### THE EXERCISE
Retype each line of the listing below, from the first through the one holding "const activeTab = 'Rank'", with no other lines.

### SOURCE DATA

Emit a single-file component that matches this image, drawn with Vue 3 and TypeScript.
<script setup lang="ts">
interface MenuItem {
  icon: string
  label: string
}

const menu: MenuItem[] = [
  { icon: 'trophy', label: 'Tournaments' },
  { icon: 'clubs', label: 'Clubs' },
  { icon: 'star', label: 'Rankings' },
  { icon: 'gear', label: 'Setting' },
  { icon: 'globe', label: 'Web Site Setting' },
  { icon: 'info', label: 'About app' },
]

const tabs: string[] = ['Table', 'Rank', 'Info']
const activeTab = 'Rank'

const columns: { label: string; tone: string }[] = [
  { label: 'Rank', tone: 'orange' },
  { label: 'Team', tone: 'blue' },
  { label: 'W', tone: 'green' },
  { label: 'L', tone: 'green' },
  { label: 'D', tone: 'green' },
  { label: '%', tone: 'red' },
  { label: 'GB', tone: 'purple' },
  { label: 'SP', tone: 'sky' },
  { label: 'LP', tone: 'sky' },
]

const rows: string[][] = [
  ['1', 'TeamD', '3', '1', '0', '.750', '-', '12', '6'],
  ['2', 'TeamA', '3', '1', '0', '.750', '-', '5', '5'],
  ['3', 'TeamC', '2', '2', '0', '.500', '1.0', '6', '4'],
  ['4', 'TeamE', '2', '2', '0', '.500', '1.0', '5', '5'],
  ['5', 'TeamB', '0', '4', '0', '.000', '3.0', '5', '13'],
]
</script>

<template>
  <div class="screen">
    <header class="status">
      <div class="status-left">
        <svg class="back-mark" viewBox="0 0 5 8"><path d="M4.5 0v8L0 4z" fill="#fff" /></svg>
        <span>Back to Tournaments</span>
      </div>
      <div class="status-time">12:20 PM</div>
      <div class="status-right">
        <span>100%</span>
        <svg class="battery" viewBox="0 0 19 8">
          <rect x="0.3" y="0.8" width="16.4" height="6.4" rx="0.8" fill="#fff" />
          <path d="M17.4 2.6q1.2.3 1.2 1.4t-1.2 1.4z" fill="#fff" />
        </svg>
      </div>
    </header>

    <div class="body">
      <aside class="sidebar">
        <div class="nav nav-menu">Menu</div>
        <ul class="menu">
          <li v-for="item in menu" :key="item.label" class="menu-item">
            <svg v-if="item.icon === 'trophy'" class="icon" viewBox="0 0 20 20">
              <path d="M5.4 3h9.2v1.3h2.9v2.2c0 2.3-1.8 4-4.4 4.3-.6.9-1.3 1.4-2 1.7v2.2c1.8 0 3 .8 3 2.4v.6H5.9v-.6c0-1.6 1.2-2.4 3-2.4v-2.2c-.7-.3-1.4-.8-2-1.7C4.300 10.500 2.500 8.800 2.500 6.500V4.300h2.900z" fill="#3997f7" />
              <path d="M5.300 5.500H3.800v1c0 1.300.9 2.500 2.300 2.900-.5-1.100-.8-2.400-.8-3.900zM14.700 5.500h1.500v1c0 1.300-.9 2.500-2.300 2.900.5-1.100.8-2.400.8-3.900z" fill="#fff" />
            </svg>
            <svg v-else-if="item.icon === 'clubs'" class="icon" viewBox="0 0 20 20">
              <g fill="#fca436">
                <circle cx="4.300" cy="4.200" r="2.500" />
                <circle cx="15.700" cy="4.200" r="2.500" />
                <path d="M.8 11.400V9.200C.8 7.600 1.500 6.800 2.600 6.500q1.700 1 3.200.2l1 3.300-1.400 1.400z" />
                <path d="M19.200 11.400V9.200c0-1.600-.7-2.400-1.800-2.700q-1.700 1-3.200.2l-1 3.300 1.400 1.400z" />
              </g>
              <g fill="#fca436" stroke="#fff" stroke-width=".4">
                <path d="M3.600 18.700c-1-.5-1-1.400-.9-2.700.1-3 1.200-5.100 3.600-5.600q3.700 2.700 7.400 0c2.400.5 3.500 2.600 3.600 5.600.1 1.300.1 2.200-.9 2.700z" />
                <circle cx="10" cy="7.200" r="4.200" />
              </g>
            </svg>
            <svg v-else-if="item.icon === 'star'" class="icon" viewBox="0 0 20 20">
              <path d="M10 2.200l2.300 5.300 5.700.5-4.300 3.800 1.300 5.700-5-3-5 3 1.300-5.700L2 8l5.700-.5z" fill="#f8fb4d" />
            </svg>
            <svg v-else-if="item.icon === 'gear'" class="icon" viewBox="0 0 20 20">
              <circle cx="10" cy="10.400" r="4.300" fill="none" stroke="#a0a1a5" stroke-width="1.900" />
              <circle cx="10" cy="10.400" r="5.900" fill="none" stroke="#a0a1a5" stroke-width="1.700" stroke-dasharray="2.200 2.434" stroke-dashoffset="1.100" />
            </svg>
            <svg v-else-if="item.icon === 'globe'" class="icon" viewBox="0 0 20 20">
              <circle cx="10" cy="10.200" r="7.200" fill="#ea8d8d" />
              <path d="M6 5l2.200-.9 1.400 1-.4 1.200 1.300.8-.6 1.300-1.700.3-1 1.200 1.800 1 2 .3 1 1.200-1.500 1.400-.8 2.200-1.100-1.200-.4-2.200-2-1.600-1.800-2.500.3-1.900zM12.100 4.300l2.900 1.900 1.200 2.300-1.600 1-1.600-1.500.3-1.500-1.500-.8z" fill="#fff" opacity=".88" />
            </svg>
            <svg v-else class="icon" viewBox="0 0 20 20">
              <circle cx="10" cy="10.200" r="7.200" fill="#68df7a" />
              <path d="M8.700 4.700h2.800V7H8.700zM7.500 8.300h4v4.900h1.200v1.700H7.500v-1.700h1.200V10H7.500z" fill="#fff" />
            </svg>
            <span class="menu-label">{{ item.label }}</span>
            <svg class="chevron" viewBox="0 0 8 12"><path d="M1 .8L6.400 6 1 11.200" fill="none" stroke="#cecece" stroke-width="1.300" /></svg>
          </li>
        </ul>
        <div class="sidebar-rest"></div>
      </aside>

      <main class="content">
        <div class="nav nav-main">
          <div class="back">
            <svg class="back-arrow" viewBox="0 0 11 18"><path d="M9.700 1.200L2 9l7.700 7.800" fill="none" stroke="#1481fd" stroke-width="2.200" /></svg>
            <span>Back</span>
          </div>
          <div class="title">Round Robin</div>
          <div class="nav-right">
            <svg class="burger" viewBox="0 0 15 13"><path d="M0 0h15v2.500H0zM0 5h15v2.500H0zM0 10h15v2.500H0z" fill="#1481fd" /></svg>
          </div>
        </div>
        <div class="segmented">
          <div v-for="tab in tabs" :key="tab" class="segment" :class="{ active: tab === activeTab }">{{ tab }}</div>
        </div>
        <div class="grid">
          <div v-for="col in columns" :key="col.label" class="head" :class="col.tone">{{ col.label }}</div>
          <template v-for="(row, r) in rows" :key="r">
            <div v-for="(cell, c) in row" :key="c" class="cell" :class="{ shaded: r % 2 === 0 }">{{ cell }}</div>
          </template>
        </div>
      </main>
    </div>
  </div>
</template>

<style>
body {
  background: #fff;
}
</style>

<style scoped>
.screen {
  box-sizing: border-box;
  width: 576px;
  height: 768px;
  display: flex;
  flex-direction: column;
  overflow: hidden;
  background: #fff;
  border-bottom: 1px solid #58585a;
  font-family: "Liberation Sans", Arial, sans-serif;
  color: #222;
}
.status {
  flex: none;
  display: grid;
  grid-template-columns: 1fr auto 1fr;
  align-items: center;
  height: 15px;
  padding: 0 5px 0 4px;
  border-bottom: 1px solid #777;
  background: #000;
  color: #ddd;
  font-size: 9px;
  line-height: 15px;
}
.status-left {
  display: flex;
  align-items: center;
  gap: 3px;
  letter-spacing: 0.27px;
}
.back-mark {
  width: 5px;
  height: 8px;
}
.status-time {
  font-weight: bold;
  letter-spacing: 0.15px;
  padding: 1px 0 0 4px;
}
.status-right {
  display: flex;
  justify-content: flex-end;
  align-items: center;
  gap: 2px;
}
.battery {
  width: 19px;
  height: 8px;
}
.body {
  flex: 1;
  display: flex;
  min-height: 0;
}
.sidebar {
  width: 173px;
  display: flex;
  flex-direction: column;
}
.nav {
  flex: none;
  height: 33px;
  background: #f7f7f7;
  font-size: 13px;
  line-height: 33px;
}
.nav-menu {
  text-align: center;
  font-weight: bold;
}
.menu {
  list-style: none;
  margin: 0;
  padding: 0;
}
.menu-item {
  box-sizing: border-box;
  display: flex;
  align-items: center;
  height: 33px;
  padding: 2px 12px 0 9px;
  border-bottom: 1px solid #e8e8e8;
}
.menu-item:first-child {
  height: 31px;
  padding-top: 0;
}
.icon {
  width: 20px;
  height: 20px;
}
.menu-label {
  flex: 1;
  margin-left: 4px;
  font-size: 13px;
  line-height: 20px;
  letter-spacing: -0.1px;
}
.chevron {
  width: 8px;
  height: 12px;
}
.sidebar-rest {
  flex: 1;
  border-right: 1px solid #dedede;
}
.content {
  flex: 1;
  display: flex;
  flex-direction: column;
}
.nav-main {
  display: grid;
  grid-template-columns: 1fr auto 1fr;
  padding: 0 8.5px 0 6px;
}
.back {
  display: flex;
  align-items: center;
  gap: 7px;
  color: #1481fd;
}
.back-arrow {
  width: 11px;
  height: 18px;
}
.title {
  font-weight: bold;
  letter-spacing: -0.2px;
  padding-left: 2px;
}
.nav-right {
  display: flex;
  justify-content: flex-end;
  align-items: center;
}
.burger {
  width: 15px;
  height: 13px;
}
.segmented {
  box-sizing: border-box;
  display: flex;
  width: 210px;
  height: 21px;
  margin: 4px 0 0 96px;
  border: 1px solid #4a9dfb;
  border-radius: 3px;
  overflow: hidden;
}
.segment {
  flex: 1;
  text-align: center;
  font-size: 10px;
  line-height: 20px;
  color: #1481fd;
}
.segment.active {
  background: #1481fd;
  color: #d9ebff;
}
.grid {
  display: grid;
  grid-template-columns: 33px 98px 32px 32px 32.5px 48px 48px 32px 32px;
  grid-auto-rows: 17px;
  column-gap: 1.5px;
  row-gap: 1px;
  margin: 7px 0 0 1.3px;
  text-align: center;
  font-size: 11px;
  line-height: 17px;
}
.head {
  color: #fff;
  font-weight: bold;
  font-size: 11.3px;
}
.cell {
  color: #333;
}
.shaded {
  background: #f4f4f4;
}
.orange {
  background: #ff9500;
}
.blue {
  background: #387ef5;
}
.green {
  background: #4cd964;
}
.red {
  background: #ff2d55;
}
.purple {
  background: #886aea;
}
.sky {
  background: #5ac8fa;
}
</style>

### EXERCISE OUTPUT
Emit a single-file component that matches this image, drawn with Vue 3 and TypeScript.
<script setup lang="ts">
interface MenuItem {
  icon: string
  label: string
}

const menu: MenuItem[] = [
  { icon: 'trophy', label: 'Tournaments' },
  { icon: 'clubs', label: 'Clubs' },
  { icon: 'star', label: 'Rankings' },
  { icon: 'gear', label: 'Setting' },
  { icon: 'globe', label: 'Web Site Setting' },
  { icon: 'info', label: 'About app' },
]

const tabs: string[] = ['Table', 'Rank', 'Info']
const activeTab = 'Rank'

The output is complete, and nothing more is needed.